The good news about the bad news is that the biggest issue with the PD-G55H has absolutely nothing to do with the actual operation of the device. The issue is that the dash cam comes with a handy little software program that’s capable of reading embedded GPS data, and that’s fine. But it comes on one of those goofy mini CDs. So if you’re like many people, and you don’t even have any computers with optical drives anymore, you’re going to have trouble installing the software.

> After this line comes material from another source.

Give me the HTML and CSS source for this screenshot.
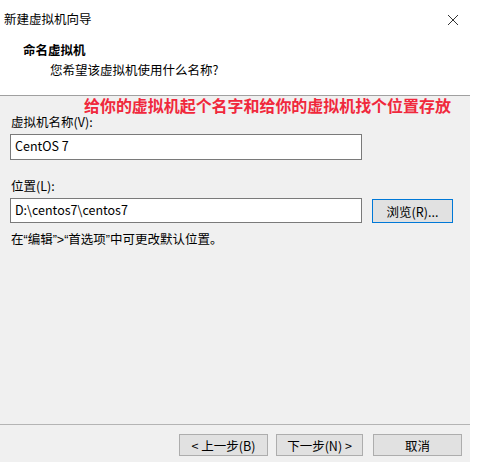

There are third party solutions out there that are capable of reading the type of metadata the PD-G55H encodes with the video, and there are always workarounds, like finding a computer with an optical drive and copying the software to a USB stick or SD card, but it would be nice if Polaroid—or GiiNii, which is the company Polaroid licensed to produce the unit—offered the software via download.

The lack of online support could also be an issue if you lose the owner’s manual since Polaroid’s site only provides you with a GiiNii customer support email and leaves it at that. GiiNii provides a handful of owner’s manuals, and firmware updates, for their own products via their website, but nothing for the Polaroid-licensed units like the PD-G55H at this time.

Another potential snag is that the battery was dead on arrival in my test unit, and a survey of other PD-G55H users found that this is an at least somewhat common occurrence. This could end up being an issue in terms of battery life since you aren’t really supposed to allow lithium polymer batteries to fully discharge.

This may or may not even be an issue, depending on your point of view. The whole idea behind a dash cam in the first place is that you install it on the dash—or the windshield—of your car, which has a ready power source in the form of an onboard 12V electrical system and ubiquitous cigarette lighter or 12V accessory socket that you’re probably already using to charge your cell phone. Only, unlike your cell phone, there’s really no compelling reason to unplug a dash cam and carry it around to the point where you’d worry about the battery.

The Bottom Line: Do You Need a Dash Cam?

If you’ve asked yourself whether you really need a dash cam and come to the decision that you do, then the PD-G55H is worth a look. The key features are the GPS tracking and accelerometer, which are absolutely vital if you want to get the most out of a dash cam. For instance, if you’re hoping to be able to use footage from your dash cam as evidence—provided that it’s legal to use a dash cam as evidence where you live—then having that baked-in GPS data could really come in handy. The only real issue is the way that the software is delivered, but that’s easy enough to work around if you’re expecting it.